Denn es ist genau die Probleme angegangen, die ich mit JRPGs und den Zufallskämpfen habe. Die Möglichkeit, Berufe und Klassen in immer neuen Variationen zu kombinieren, macht die Kämpfe niemals langweilig. Dass ich nie zu lange einen Kampfstil habe, bietet mir die nötige Abwechslung in einem durch Random Encounter nicht kampfarmen Spiel. Seitdem suche ich nach JRPGs, die ähnliche Spielmechaniken bieten.
Mit Bravely Default habe ich im letzten Jahr so ein Spiel gefunden. Mit ähnlichen Mechaniken und auch einer Geschichte, die mich in ihrer emotionalen Tiefe beeindruckt hat. Neben einem ganz, ganz tollen Gameplay.
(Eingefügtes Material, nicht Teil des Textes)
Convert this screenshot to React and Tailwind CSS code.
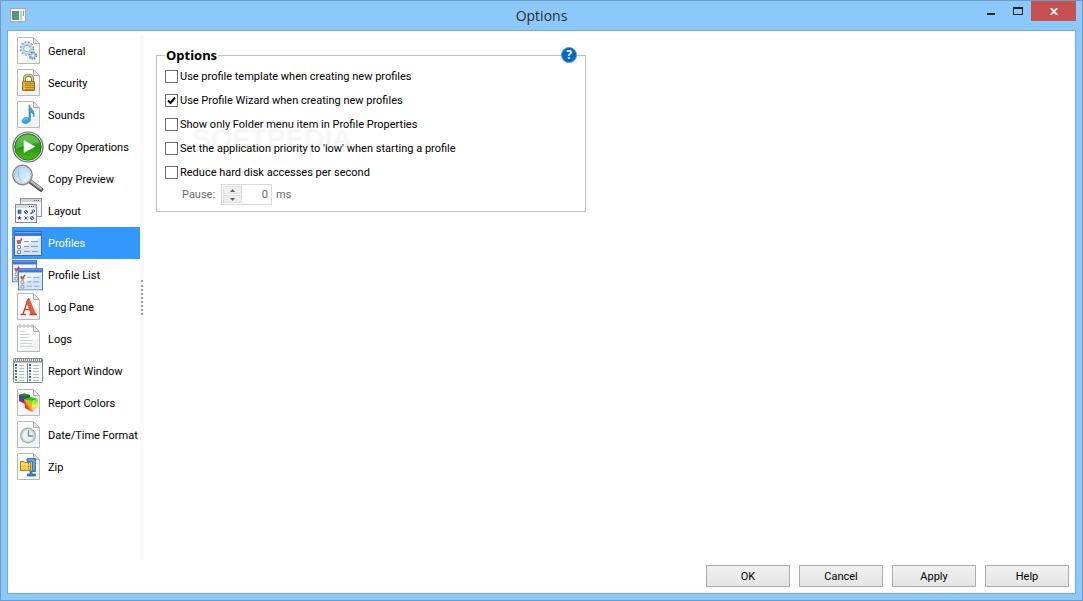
import { useState } from "react";

function Page({ children }) {
  return (
    <svg viewBox="0 0 32 32" className="size-8 shrink-0" aria-hidden="true">
      <path d="M5.500 2.500H21.500L27.500 8.500V28.500H5.500Z" fill="#fcfcfc" stroke="#b8b8b8" />
      <path d="M8 28H27V15Z" fill="#f3f3f3" />
      <path d="M21.500 2.500V8.500H27.500Z" fill="#e6e6e6" stroke="#b0b0b0" />
      {children}
    </svg>
  );
}

function Icon({ children }) {
  return (
    <svg viewBox="0 0 32 32" className="size-8 shrink-0" aria-hidden="true">
      {children}
    </svg>
  );
}

function GeneralIcon() {
  return (
    <Page>
      <circle cx="15" cy="13.500" r="6.200" fill="none" stroke="#7d9db6" strokeWidth="2" strokeDasharray="2 1.250" />
      <circle cx="15" cy="13.500" r="4.600" fill="none" stroke="#bdd9ea" strokeWidth="2.600" />
      <circle cx="15" cy="13.500" r="3.200" fill="#fff" stroke="#7f9db4" strokeWidth=".8" />
      <circle cx="21" cy="20.500" r="3.200" fill="none" stroke="#507c9e" strokeWidth="1.700" strokeDasharray="1.500 1" />
      <circle cx="21" cy="20.500" r="2" fill="#fff" stroke="#92bdd9" strokeWidth="1.400" />
      <circle cx="18" cy="23" r="1" fill="#7fa6c2" />
    </Page>
  );
}

function SecurityIcon() {
  return (
    <Page>
      <path d="M12.500 16V11.500C12.500 7 20.500 7 20.500 11.500V16" fill="none" stroke="#8e743b" strokeWidth="3" />
      <path d="M12.500 16V11.500C12.500 7 20.500 7 20.500 11.500V16" fill="none" stroke="#e6cc83" strokeWidth="1.400" />
      <rect x="10.500" y="14.500" width="12" height="9" rx=".5" fill="#e4ae38" stroke="#9a701b" />
      <path d="M11 16.500H22M11 18.500H22M11 20.500H22M11 22.500H22" stroke="#bd8622" />
      <path d="M12 15.500V23" stroke="#f5cd69" />
    </Page>
  );
}

function SoundsIcon() {
  return (
    <Page>
      <path d="M17.500 6C17.500 9 23.500 11 22 18C21.500 15 20 13.500 18.500 13.500V20C18.500 25 10 26 10 22C10 19 14 17.500 17 19V6Z" fill="#2ea7e5" stroke="#1872ad" strokeWidth=".5" />
      <path d="M11.500 21.500C12 20 14 19.500 15.500 20" stroke="#82d4fa" strokeWidth="1.300" fill="none" />
    </Page>
  );
}

function CopyOperationsIcon() {
  return (
    <Icon>
      <defs>
        <linearGradient id="playFill" x1="0" y1="0" x2="0" y2="1">
          <stop stopColor="#4db13d" />
          <stop offset=".5" stopColor="#249713" />
          <stop offset="1" stopColor="#49bd16" />
        </linearGradient>
      </defs>
      <circle cx="16" cy="16" r="15" fill="#e4ece3" stroke="#626962" strokeWidth="1.200" />
      <circle cx="16" cy="16" r="13.200" fill="url(#playFill)" stroke="#28751b" />
      <path d="M4 18C3 9 9 4 16 4C22 4 27 8 27.500 12C20 12 12 14 4 18Z" fill="#b7ed9c" opacity=".3" />
      <path d="M12 9.500L23 15.500L12 21.500Z" fill="#fff" stroke="#eef8ea" strokeWidth=".5" />
    </Icon>
  );
}

function CopyPreviewIcon() {
  return (
    <Icon>
      <defs>
        <linearGradient id="lensFill" x1="0" y1="0" x2="1" y2="1">
          <stop stopColor="#a9d0fa" />
          <stop offset=".55" stopColor="#cde5fe" />
          <stop offset="1" stopColor="#f4faff" />
        </linearGradient>
      </defs>
      <path d="M17.500 18L29 26.500" stroke="#555" strokeWidth="4.600" strokeLinecap="round" />
      <path d="M18.500 18L29 25.700" stroke="#b9b9b9" strokeWidth="2.200" strokeLinecap="round" />
      <circle cx="10.500" cy="12" r="9.700" fill="#fff" stroke="#858585" strokeWidth="1.400" />
      <circle cx="10.500" cy="12" r="8.300" fill="url(#lensFill)" stroke="#b6bdc5" strokeWidth=".8" />
      <path d="M7 5.500C5 11.500 7 15.500 10 18.500" fill="none" stroke="#8bb9ec" />
    </Icon>
  );
}

function LayoutIcon() {
  return (
    <Icon>
      <rect x="8.500" y="3.500" width="21" height="18" fill="#f6f7f8" stroke="#90959b" />
      <path d="M9 5.500H29" stroke="#d0d3d8" strokeWidth="3" />
      <path d="M22 5.500H28" stroke="#565b61" strokeDasharray="1 1" />
      <rect x="3.500" y="9.500" width="21" height="18" fill="#fafafc" stroke="#858b92" />
      <path d="M4 11.500H24" stroke="#d8dbe0" strokeWidth="3" />
      <path d="M17 11.500H23" stroke="#565b61" strokeDasharray="1 1" />
      <path d="M6 15H9V18.500H6ZM6 18L9 15" fill="#587fd0" stroke="#244cae" strokeWidth=".6" />
      <circle cx="14" cy="17" r="1.500" fill="none" stroke="#315cc0" />
      <path d="M18.500 19L21 16.500" stroke="#315cc0" strokeWidth="1.200" />
      <circle cx="21.500" cy="16" r="1.200" fill="none" stroke="#315cc0" />
      <path d="M7.500 20.500L8.200 22.200H10L8.600 23.300L9.300 25L7.500 24L5.800 25L6.400 23.300L5 22.200H6.800Z" fill="#244cae" />
      <path d="M12.500 21.500L15.500 24.500M15.500 21.500L12.500 24.500" stroke="#315cc0" />
      <circle cx="20" cy="23" r="1.500" fill="none" stroke="#315cc0" />
      <path d="M13 18L15 16M19 24L21 22" stroke="#315cc0" />
    </Icon>
  );
}

function ProfileWindow() {
  return (
    <g>
      <rect x=".5" y=".5" width="27" height="24" fill="#f4f7fe" stroke="#3c67b2" />
      <path d="M1 24V20L27 7V24Z" fill="#d8e4f9" />
      <rect x="1" y="1" width="26" height="4" fill="#3b77df" />
      <path d="M1 1.500H27" stroke="#79a7f5" />
      <path d="M3.500 9.500H6.500V12.500H3.500ZM3.500 14.500H6.500V17.500H3.500ZM3.500 19.500H6.500V22.500H3.500Z" fill="#fff" stroke="#888b92" />
      <path d="M3 9.500L5 12L8 7.500" fill="none" stroke="#dd462b" strokeWidth="1.500" />
      <path d="M10 10.500H15M17 10.500H24M10 15.500H15M17 15.500H24M10 20.500H16M18 20.500H24" stroke="#7b99e2" />
    </g>
  );
}

function ProfilesIcon() {
  return (
    <Icon>
      <g transform="translate(2 4)"><ProfileWindow /></g>
    </Icon>
  );
}

function ProfileListIcon() {
  return (
    <Icon>
      <g transform="translate(0 1) scale(.89)"><ProfileWindow /></g>
      <g transform="translate(6 9) scale(.89)"><ProfileWindow /></g>
    </Icon>
  );
}

function LogPaneIcon() {
  return (
    <Page>
      <path d="M8.500 23.500H14M17.500 23.500H25M11 23L16 8.500M12.500 18.500H19" stroke="#b5442a" strokeWidth="1.300" fill="none" />
      <path d="M16.800 7L23.500 23H19L14.500 10.500Z" fill="#ee5b31" stroke="#b73a1f" strokeWidth=".5" />
    </Page>
  );
}

function LogsIcon() {
  return (
    <Page>
      <path d="M6.500 3H21" stroke="#fff" strokeWidth="2" />
      <g fill="#fff" stroke="#a0a0a0" strokeWidth=".8">
        <circle cx="8" cy="3" r="1.200" />
        <circle cx="12" cy="3" r="1.200" />
        <circle cx="16" cy="3" r="1.200" />
        <circle cx="20" cy="3" r="1.200" />
      </g>
      <path d="M8 8.500H13M8 11.500H18M8 14.500H17M8 17.500H21M8 20.500H20M8 23.500H22" stroke="#c6d4de" />
    </Page>
  );
}

function ReportWindowIcon() {
  return (
    <Icon>
      <rect x="1.500" y="3.500" width="29" height="24" rx="1" fill="#f8f9f9" stroke="#808386" />
      <path d="M2 5.500H30" stroke="#8a8d91" strokeWidth="4" />
      <path d="M2 5H30" stroke="#e5e7e8" strokeWidth="2" strokeDasharray="1 1" />
      <path d="M15.500 8V27" stroke="#85898d" strokeWidth="1" />
      <path d="M4 9V26M18 9V26" stroke="#2c619c" strokeWidth="2" strokeDasharray="2 4" />
      <path d="M4 12V26M18 12V26" stroke="#63ae81" strokeWidth="2" strokeDasharray="2 4" />
      <path d="M7 10.500H12M7 13.500H12M7 16.500H12M7 19.500H12M7 22.500H12M7 25.500H12M21 10.500H27M21 13.500H27M21 16.500H27M21 19.500H27M21 22.500H27M21 25.500H27" stroke="#b9bbbd" />
    </Icon>
  );
}

function ReportColorsIcon() {
  return (
    <Page>
      <defs>
        <linearGradient id="rearCube" x1="1" y1="0" x2="0" y2="1"><stop stopColor="#087a28" /><stop offset=".5" stopColor="#344a68" /><stop offset="1" stopColor="#b91cb4" /></linearGradient>
        <linearGradient id="cubeLeft" x1="1" y1="0" x2="0" y2="1"><stop stopColor="#5be51c" /><stop offset=".4" stopColor="#f3bd13" /><stop offset=".65" stopColor="#f52c30" /><stop offset="1" stopColor="#e415cf" /></linearGradient>
        <linearGradient id="cubeRight" x1="0" y1="0" x2="0" y2="1"><stop stopColor="#54e31a" /><stop offset=".5" stopColor="#f3ef55" /><stop offset=".8" stopColor="#ffc4a8" /><stop offset="1" stopColor="#f05ce6" /></linearGradient>
      </defs>
      <path d="M7 8L12 6.500L18 8V15L13 17L7 14Z" fill="url(#rearCube)" />
      <path d="M7 8L12 6.500L18 8L13 10Z" fill="#148d36" />
      <path d="M12 12L19 10L26 12L20 14Z" fill="#22c51f" />
      <path d="M12 12L20 14V25L13 21Z" fill="url(#cubeLeft)" />
      <path d="M20 14L26 12V20L20 25Z" fill="url(#cubeRight)" />
    </Page>
  );
}

function DateTimeIcon() {
  return (
    <Page>
      <circle cx="16" cy="16.500" r="7.300" fill="#d7dfe5" stroke="#a3adb5" strokeWidth="1.300" />
      <circle cx="16" cy="16.500" r="5.700" fill="#edf2f5" stroke="#c2ced7" strokeWidth=".7" />
      <path d="M16.500 11.500V17H21" fill="none" stroke="#7b8690" strokeWidth="1.300" />
    </Page>
  );
}

function ZipIcon() {
  return (
    <Page>
      <path d="M15 7.500H23.500V20.500H20V23H23.500V25H15.500V23H18V20H20V10.500H15Z" fill="#318bd0" stroke="#1c629c" strokeWidth=".7" />
      <path d="M16 9H22V19" fill="none" stroke="#83c9f2" strokeWidth="1" />
      <path d="M8.500 10.500H12L13 11.500H18.500V19.500H8.500Z" fill="#f8ce43" stroke="#b97a10" />
      <path d="M9 13H18" stroke="#fff1a3" />
      <path d="M16.500 12V19" stroke="#b87518" strokeWidth="1" strokeDasharray="1.500 1" />
    </Page>
  );
}

const sections = [
  ["General", GeneralIcon],
  ["Security", SecurityIcon],
  ["Sounds", SoundsIcon],
  ["Copy Operations", CopyOperationsIcon],
  ["Copy Preview", CopyPreviewIcon],
  ["Layout", LayoutIcon],
  ["Profiles", ProfilesIcon],
  ["Profile List", ProfileListIcon],
  ["Log Pane", LogPaneIcon],
  ["Logs", LogsIcon],
  ["Report Window", ReportWindowIcon],
  ["Report Colors", ReportColorsIcon],
  ["Date/Time Format", DateTimeIcon],
  ["Zip", ZipIcon],
];

const settings = [
  ["Use profile template when creating new profiles", false],
  ["Use Profile Wizard when creating new profiles", true],
  ["Show only Folder menu item in Profile Properties", false],
  ["Set the application priority to 'low' when starting a profile", false],
  ["Reduce hard disk accesses per second", false],
];

function TitleBar() {
  return (
    <header className="grid h-[29px] shrink-0 grid-cols-[1fr_auto_1fr] items-start">
      <svg viewBox="0 0 16 14" className="mt-[7px] ml-[9px] h-[14px] w-4" aria-hidden="true">
        <defs><linearGradient id="appFill" x1="0" y1="0" x2="1" y2="1"><stop stopColor="#4f83b5" /><stop offset="1" stopColor="#4fa75e" /></linearGradient></defs>
        <rect x=".5" y=".5" width="15" height="13" fill="#f4f5f3" stroke="#a8a8a3" />
        <rect x="2" y="3" width="7" height="9" fill="url(#appFill)" />
        <rect x="10" y="3" width="2" height="9" fill="#c1cec7" />
        <rect x="13" y="3" width="1" height="5" fill="#78a68d" />
      </svg>
      <h1 className="pt-[5px] font-['Open_Sans',sans-serif] text-[14px] leading-5 text-[#2b2b2b]">Options</h1>
      <div className="flex justify-end pr-[6px]">
        <button aria-label="Minimize" className="flex h-5 w-[27px] items-center justify-center">
          <svg viewBox="0 0 8 10" className="h-[10px] w-2"><path d="M0 8H8" stroke="#222" strokeWidth="2" /></svg>
        </button>
        <button aria-label="Maximize" className="flex h-5 w-[27px] items-center justify-center">
          <svg viewBox="0 0 10 8" className="h-2 w-[10px]"><path d="M0 1H10" stroke="#222" strokeWidth="2" /><rect x=".5" y=".5" width="9" height="7" fill="none" stroke="#222" /></svg>
        </button>
        <button aria-label="Close" className="flex h-5 w-[45px] items-center justify-center bg-[#c75050]">
          <svg viewBox="0 0 8 7" className="h-[7px] w-2"><path d="M.7 0L7.300 7M7.300 0L.7 7" stroke="#fff" strokeWidth="1.800" /></svg>
        </button>
      </div>
    </header>
  );
}

function CheckRow({ label, initial }) {
  return (
    <label className="flex h-6 items-center gap-[2px] whitespace-nowrap">
      <span className="relative flex">
        <input type="checkbox" defaultChecked={initial} className="peer size-[13px] appearance-none border border-[#707070] bg-white" />
        <svg viewBox="0 0 13 13" className="pointer-events-none absolute inset-0 hidden size-[13px] peer-checked:block">
          <path d="M3 6.500L5.500 9L10 3.500" fill="none" stroke="#000" strokeWidth="2" />
        </svg>
      </span>
      <span className="pt-[2px]">{label}</span>
    </label>
  );
}

function Sidebar({ selected, onSelect }) {
  return (
    <nav className="w-32 shrink-0">
      {sections.map(([name, SectionIcon]) => (
        <button
          key={name}
          onClick={() => onSelect(name)}
          className={"flex h-8 w-full items-center gap-1 whitespace-nowrap text-left " + (name === selected ? "bg-[#3399ff] text-white" : "text-black")}
        >
          <SectionIcon />
          <span className="pt-[2px]">{name}</span>
        </button>
      ))}
    </nav>
  );
}

export default function App() {
  const [selected, setSelected] = useState("Profiles");
  return (
    <div className="flex min-h-screen flex-col border border-[#6f9cc6] bg-[#8dc8fa] font-['Roboto',sans-serif] text-[11px] leading-4 text-black">
      <TitleBar />
      <div className="mx-[6px] mb-[6px] flex flex-1 flex-col border border-[#75a9d8] bg-white">
        <div className="flex flex-1 pt-1 pl-1">
          <Sidebar selected={selected} onSelect={setSelected} />
          <div className="flex w-1 shrink-0 items-center justify-center bg-[#f8f8f8]">
            <div className="h-[35px] border-l-2 border-dotted border-[#999]" />
          </div>
          <main className="min-w-0 flex-1 pt-3 pl-3">
            <fieldset className="relative w-[430px] max-w-full border border-[#c0c0c0] px-2 pt-px pb-[6px]">
              <legend className="px-px font-['Noto_Sans',sans-serif] text-[13px] leading-4 font-bold">Options</legend>
              <button aria-label="Help on these options" className="absolute -top-4 right-2 flex size-4 items-center justify-center rounded-full border border-[#5a93c4] bg-[#0066cc] font-['Noto_Sans',sans-serif] text-[12px] leading-4 font-bold text-white">?</button>
              {settings.map(([label, initial]) => <CheckRow key={label} label={label} initial={initial} />)}
              <div className="flex h-[21px] items-center pl-[17px] text-[#6d6d6d]">
                <label htmlFor="pause" className="w-[39px]">Pause:</label>
                <div className="flex h-[21px] w-[51px] border border-[#d9d9d9] p-px">
                  <div className="flex w-[19px] shrink-0 flex-col gap-px">
                    <button disabled aria-label="Increase pause" className="flex flex-1 items-center justify-center border border-[#dedede] bg-[#efefef]"><svg viewBox="0 0 5 3" className="h-[3px] w-[5px]"><path d="M0 3L2.500 0L5 3Z" fill="#606060" /></svg></button>
                    <button disabled aria-label="Decrease pause" className="flex flex-1 items-center justify-center border border-[#dedede] bg-[#efefef]"><svg viewBox="0 0 5 3" className="h-[3px] w-[5px]"><path d="M0 0L2.500 3L5 0Z" fill="#606060" /></svg></button>
                  </div>
                  <input id="pause" disabled defaultValue="0" className="w-full min-w-0 bg-white pr-[2px] text-right" />
                </div>
                <span className="pl-1">ms</span>
              </div>
              <div aria-hidden="true" className="pointer-events-none absolute top-[58px] left-[34px] font-['Liberation_Sans',sans-serif] text-[28px] leading-8 font-bold text-white/30 [text-shadow:1px_2px_2px_rgba(0,0,0,0.05)]">SOFTPEDIA</div>
            </fieldset>
          </main>
        </div>
        <footer className="flex justify-end gap-[9px] px-[6px] pt-[5px] pb-[6px]">
          {["OK", "Cancel", "Apply", "Help"].map((name) => (
            <button key={name} className="h-[22px] w-[84px] border border-[#acacac] bg-linear-to-b from-[#f0f0f0] to-[#e5e5e5] pt-[2px]">{name}</button>
          ))}
        </footer>
      </div>
    </div>
  );
}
Es scheint also auch darauf anzukommen, Spielen eine Chance zu geben, von denen man denkt, sie sind nichts für einen. Dann können sie einen ganz unerwartet treffen. Durch eine besondere Geschichte, durch vielschichtige Figuren, durch spielerische Elemente.
Am wichtigsten ist jedoch mit Sicherheit der richtige Zeitpunkt und sich selbst zu fragen, ob ein Spiel wirklich schlecht ist. Oder nicht doch einfach die falsche Zeit.
Spiele können dich überraschen, wenn du sie zur richtigen Zeit spielst. Selbst wenn das Genre nicht deins ist.
Lennart Koch
Es kann ebenso sein, dass es das richtige Spiel zur richtigen Zeit ist. Ein Spiel wie Mass Effect Andromeda konnte sich bei mir voll entfalten, weil ich es nicht zu Beginn des Release gespielt habe, wo es nur um die technischen Mängel ging und weniger um das Spiel an sich und welche Geschichte erzählt wird.
Andererseits habe ich ein Spiel wie A Plaque Tale: Innocence vielleicht zum falschen Zeitpunkt gespielt. Mitten im Hype. Beeinflusst von den sehr positiven Stimmen rund um das Spiel war die eigene Erwartung womöglich zu groß und das Spiel konnte eben nicht damit punkten, was so vielen anderen gefallen hatte.
Wie sieht es aus? Gebt ihr Spielen eine zweite Chance, wenn sie euch nicht gefallen haben? Beachtet ihr, in welcher Stimmung ihr beim Spielen seid? Wenn ja, was sind eure Beispiele?